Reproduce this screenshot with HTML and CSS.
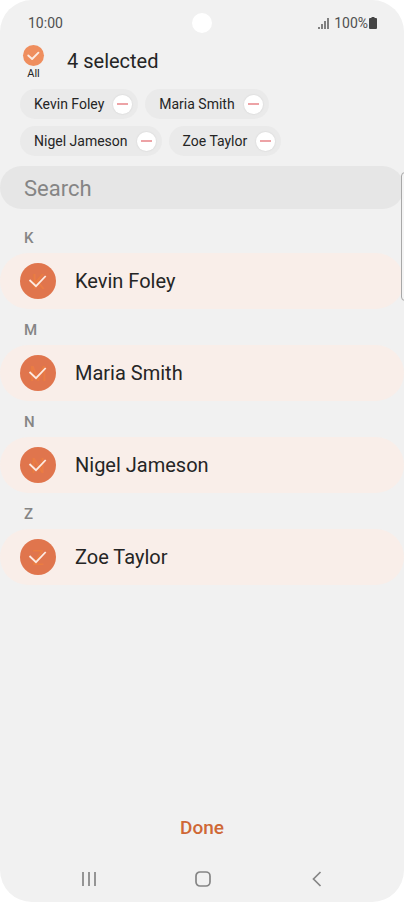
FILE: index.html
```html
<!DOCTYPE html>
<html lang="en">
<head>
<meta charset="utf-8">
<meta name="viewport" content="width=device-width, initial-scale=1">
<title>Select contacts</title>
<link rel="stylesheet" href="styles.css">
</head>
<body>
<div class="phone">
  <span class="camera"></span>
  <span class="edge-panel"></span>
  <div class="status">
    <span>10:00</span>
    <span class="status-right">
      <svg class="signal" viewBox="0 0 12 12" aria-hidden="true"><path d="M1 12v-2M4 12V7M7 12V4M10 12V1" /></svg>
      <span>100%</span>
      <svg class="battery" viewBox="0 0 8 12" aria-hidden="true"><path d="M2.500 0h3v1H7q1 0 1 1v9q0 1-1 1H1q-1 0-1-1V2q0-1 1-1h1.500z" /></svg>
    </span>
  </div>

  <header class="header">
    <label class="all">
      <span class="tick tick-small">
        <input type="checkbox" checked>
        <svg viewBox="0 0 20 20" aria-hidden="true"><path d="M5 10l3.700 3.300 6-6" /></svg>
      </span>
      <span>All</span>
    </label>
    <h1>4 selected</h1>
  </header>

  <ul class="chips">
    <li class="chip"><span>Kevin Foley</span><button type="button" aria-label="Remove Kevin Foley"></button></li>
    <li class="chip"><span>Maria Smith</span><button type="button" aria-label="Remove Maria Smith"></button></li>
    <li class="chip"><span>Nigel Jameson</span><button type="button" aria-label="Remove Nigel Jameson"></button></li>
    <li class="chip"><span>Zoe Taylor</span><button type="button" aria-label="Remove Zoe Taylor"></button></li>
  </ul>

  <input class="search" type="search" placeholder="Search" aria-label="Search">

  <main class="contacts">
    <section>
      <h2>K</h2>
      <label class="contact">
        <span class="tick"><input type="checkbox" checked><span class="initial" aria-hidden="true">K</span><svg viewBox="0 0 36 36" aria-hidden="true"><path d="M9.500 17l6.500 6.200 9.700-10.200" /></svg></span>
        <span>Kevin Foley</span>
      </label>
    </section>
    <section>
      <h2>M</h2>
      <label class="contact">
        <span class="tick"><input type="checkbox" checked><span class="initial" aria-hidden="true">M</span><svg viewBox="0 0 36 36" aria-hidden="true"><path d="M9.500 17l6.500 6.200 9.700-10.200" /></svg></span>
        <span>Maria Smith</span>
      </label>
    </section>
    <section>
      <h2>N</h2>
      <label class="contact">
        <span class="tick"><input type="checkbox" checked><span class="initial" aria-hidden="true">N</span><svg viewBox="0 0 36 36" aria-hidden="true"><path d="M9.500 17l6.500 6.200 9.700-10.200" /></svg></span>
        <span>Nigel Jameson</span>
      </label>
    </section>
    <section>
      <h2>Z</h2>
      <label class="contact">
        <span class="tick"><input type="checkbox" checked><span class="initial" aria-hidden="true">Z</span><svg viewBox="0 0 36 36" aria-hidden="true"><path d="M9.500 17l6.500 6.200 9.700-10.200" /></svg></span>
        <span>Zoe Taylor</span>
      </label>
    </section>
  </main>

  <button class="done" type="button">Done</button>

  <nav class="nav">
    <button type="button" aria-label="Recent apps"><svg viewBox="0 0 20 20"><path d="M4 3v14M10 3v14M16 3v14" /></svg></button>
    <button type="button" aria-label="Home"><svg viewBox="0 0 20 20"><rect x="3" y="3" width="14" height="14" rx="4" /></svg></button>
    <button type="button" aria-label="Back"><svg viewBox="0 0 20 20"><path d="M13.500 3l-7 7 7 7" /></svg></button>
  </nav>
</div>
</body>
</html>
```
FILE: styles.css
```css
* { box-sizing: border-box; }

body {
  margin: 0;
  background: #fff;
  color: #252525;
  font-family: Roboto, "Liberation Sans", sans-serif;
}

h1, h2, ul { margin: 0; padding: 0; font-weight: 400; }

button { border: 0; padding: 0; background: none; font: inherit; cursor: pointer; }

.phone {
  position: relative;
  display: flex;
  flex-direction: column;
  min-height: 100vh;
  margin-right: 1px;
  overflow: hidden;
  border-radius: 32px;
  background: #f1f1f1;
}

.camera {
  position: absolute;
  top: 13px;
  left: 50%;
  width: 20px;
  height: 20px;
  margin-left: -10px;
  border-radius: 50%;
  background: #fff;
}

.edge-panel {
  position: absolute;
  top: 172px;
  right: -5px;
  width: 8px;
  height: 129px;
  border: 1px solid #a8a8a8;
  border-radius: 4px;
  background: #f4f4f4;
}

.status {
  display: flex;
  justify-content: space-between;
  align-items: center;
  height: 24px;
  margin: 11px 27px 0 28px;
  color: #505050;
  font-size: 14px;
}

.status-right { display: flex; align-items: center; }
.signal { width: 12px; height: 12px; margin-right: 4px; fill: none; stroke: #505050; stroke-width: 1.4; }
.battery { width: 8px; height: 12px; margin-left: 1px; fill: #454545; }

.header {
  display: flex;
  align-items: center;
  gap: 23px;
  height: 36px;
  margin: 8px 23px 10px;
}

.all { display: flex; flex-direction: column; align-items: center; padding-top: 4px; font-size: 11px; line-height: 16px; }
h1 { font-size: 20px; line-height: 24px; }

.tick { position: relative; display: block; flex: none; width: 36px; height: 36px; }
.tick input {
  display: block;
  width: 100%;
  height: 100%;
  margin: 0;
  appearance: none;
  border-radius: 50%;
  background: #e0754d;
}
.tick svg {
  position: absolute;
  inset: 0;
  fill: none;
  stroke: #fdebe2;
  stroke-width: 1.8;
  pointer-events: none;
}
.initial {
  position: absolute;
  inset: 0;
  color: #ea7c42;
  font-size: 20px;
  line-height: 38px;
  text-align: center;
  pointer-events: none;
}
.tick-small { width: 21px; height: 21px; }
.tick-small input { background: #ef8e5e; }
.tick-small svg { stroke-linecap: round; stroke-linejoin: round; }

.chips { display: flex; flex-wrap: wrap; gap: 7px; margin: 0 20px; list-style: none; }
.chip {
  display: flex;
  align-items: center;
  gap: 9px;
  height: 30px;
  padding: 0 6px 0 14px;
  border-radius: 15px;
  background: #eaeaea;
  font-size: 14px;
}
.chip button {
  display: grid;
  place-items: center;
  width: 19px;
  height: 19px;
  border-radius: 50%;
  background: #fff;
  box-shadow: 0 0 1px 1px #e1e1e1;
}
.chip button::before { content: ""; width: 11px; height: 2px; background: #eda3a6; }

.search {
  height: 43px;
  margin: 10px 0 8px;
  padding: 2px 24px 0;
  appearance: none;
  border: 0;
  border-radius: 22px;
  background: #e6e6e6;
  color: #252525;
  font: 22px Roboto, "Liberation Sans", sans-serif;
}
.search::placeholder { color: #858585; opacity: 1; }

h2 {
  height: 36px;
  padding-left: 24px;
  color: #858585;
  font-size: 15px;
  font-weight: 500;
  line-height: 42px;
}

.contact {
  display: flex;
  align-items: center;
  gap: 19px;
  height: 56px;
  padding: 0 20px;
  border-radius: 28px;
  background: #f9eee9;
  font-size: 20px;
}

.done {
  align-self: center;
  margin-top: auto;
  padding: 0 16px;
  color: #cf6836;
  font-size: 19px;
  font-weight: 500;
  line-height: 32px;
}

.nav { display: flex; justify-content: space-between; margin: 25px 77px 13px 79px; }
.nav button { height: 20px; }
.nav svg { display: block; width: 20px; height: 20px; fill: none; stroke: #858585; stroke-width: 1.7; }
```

* * * * * * * * *

Task statement: Except for the pictures, print the data above exactly.

Full output:
Reproduce this screenshot with HTML and CSS.
FILE: index.html
```html
<!DOCTYPE html>
<html lang="en">
<head>
<meta charset="utf-8">
<meta name="viewport" content="width=device-width, initial-scale=1">
<title>Select contacts</title>
<link rel="stylesheet" href="styles.css">
</head>
<body>
<div class="phone">
  <span class="camera"></span>
  <span class="edge-panel"></span>
  <div class="status">
    <span>10:00</span>
    <span class="status-right">
      <svg class="signal" viewBox="0 0 12 12" aria-hidden="true"><path d="M1 12v-2M4 12V7M7 12V4M10 12V1" /></svg>
      <span>100%</span>
      <svg class="battery" viewBox="0 0 8 12" aria-hidden="true"><path d="M2.500 0h3v1H7q1 0 1 1v9q0 1-1 1H1q-1 0-1-1V2q0-1 1-1h1.500z" /></svg>
    </span>
  </div>

  <header class="header">
    <label class="all">
      <span class="tick tick-small">
        <input type="checkbox" checked>
        <svg viewBox="0 0 20 20" aria-hidden="true"><path d="M5 10l3.700 3.300 6-6" /></svg>
      </span>
      <span>All</span>
    </label>
    <h1>4 selected</h1>
  </header>

  <ul class="chips">
    <li class="chip"><span>Kevin Foley</span><button type="button" aria-label="Remove Kevin Foley"></button></li>
    <li class="chip"><span>Maria Smith</span><button type="button" aria-label="Remove Maria Smith"></button></li>
    <li class="chip"><span>Nigel Jameson</span><button type="button" aria-label="Remove Nigel Jameson"></button></li>
    <li class="chip"><span>Zoe Taylor</span><button type="button" aria-label="Remove Zoe Taylor"></button></li>
  </ul>

  <input class="search" type="search" placeholder="Search" aria-label="Search">

  <main class="contacts">
    <section>
      <h2>K</h2>
      <label class="contact">
        <span class="tick"><input type="checkbox" checked><span class="initial" aria-hidden="true">K</span><svg viewBox="0 0 36 36" aria-hidden="true"><path d="M9.500 17l6.500 6.200 9.700-10.200" /></svg></span>
        <span>Kevin Foley</span>
      </label>
    </section>
    <section>
      <h2>M</h2>
      <label class="contact">
        <span class="tick"><input type="checkbox" checked><span class="initial" aria-hidden="true">M</span><svg viewBox="0 0 36 36" aria-hidden="true"><path d="M9.500 17l6.500 6.200 9.700-10.200" /></svg></span>
        <span>Maria Smith</span>
      </label>
    </section>
    <section>
      <h2>N</h2>
      <label class="contact">
        <span class="tick"><input type="checkbox" checked><span class="initial" aria-hidden="true">N</span><svg viewBox="0 0 36 36" aria-hidden="true"><path d="M9.500 17l6.500 6.200 9.700-10.200" /></svg></span>
        <span>Nigel Jameson</span>
      </label>
    </section>
    <section>
      <h2>Z</h2>
      <label class="contact">
        <span class="tick"><input type="checkbox" checked><span class="initial" aria-hidden="true">Z</span><svg viewBox="0 0 36 36" aria-hidden="true"><path d="M9.500 17l6.500 6.200 9.700-10.200" /></svg></span>
        <span>Zoe Taylor</span>
      </label>
    </section>
  </main>

  <button class="done" type="button">Done</button>

  <nav class="nav">
    <button type="button" aria-label="Recent apps"><svg viewBox="0 0 20 20"><path d="M4 3v14M10 3v14M16 3v14" /></svg></button>
    <button type="button" aria-label="Home"><svg viewBox="0 0 20 20"><rect x="3" y="3" width="14" height="14" rx="4" /></svg></button>
    <button type="button" aria-label="Back"><svg viewBox="0 0 20 20"><path d="M13.500 3l-7 7 7 7" /></svg></button>
  </nav>
</div>
</body>
</html>
```
FILE: styles.css
```css
* { box-sizing: border-box; }

body {
  margin: 0;
  background: #fff;
  color: #252525;
  font-family: Roboto, "Liberation Sans", sans-serif;
}

h1, h2, ul { margin: 0; padding: 0; font-weight: 400; }

button { border: 0; padding: 0; background: none; font: inherit; cursor: pointer; }

.phone {
  position: relative;
  display: flex;
  flex-direction: column;
  min-height: 100vh;
  margin-right: 1px;
  overflow: hidden;
  border-radius: 32px;
  background: #f1f1f1;
}

.camera {
  position: absolute;
  top: 13px;
  left: 50%;
  width: 20px;
  height: 20px;
  margin-left: -10px;
  border-radius: 50%;
  background: #fff;
}

.edge-panel {
  position: absolute;
  top: 172px;
  right: -5px;
  width: 8px;
  height: 129px;
  border: 1px solid #a8a8a8;
  border-radius: 4px;
  background: #f4f4f4;
}

.status {
  display: flex;
  justify-content: space-between;
  align-items: center;
  height: 24px;
  margin: 11px 27px 0 28px;
  color: #505050;
  font-size: 14px;
}

.status-right { display: flex; align-items: center; }
.signal { width: 12px; height: 12px; margin-right: 4px; fill: none; stroke: #505050; stroke-width: 1.4; }
.battery { width: 8px; height: 12px; margin-left: 1px; fill: #454545; }

.header {
  display: flex;
  align-items: center;
  gap: 23px;
  height: 36px;
  margin: 8px 23px 10px;
}

.all { display: flex; flex-direction: column; align-items: center; padding-top: 4px; font-size: 11px; line-height: 16px; }
h1 { font-size: 20px; line-height: 24px; }

.tick { position: relative; display: block; flex: none; width: 36px; height: 36px; }
.tick input {
  display: block;
  width: 100%;
  height: 100%;
  margin: 0;
  appearance: none;
  border-radius: 50%;
  background: #e0754d;
}
.tick svg {
  position: absolute;
  inset: 0;
  fill: none;
  stroke: #fdebe2;
  stroke-width: 1.8;
  pointer-events: none;
}
.initial {
  position: absolute;
  inset: 0;
  color: #ea7c42;
  font-size: 20px;
  line-height: 38px;
  text-align: center;
  pointer-events: none;
}
.tick-small { width: 21px; height: 21px; }
.tick-small input { background: #ef8e5e; }
.tick-small svg { stroke-linecap: round; stroke-linejoin: round; }

.chips { display: flex; flex-wrap: wrap; gap: 7px; margin: 0 20px; list-style: none; }
.chip {
  display: flex;
  align-items: center;
  gap: 9px;
  height: 30px;
  padding: 0 6px 0 14px;
  border-radius: 15px;
  background: #eaeaea;
  font-size: 14px;
}
.chip button {
  display: grid;
  place-items: center;
  width: 19px;
  height: 19px;
  border-radius: 50%;
  background: #fff;
  box-shadow: 0 0 1px 1px #e1e1e1;
}
.chip button::before { content: ""; width: 11px; height: 2px; background: #eda3a6; }

.search {
  height: 43px;
  margin: 10px 0 8px;
  padding: 2px 24px 0;
  appearance: none;
  border: 0;
  border-radius: 22px;
  background: #e6e6e6;
  color: #252525;
  font: 22px Roboto, "Liberation Sans", sans-serif;
}
.search::placeholder { color: #858585; opacity: 1; }

h2 {
  height: 36px;
  padding-left: 24px;
  color: #858585;
  font-size: 15px;
  font-weight: 500;
  line-height: 42px;
}

.contact {
  display: flex;
  align-items: center;
  gap: 19px;
  height: 56px;
  padding: 0 20px;
  border-radius: 28px;
  background: #f9eee9;
  font-size: 20px;
}

.done {
  align-self: center;
  margin-top: auto;
  padding: 0 16px;
  color: #cf6836;
  font-size: 19px;
  font-weight: 500;
  line-height: 32px;
}

.nav { display: flex; justify-content: space-between; margin: 25px 77px 13px 79px; }
.nav button { height: 20px; }
.nav svg { display: block; width: 20px; height: 20px; fill: none; stroke: #858585; stroke-width: 1.7; }
```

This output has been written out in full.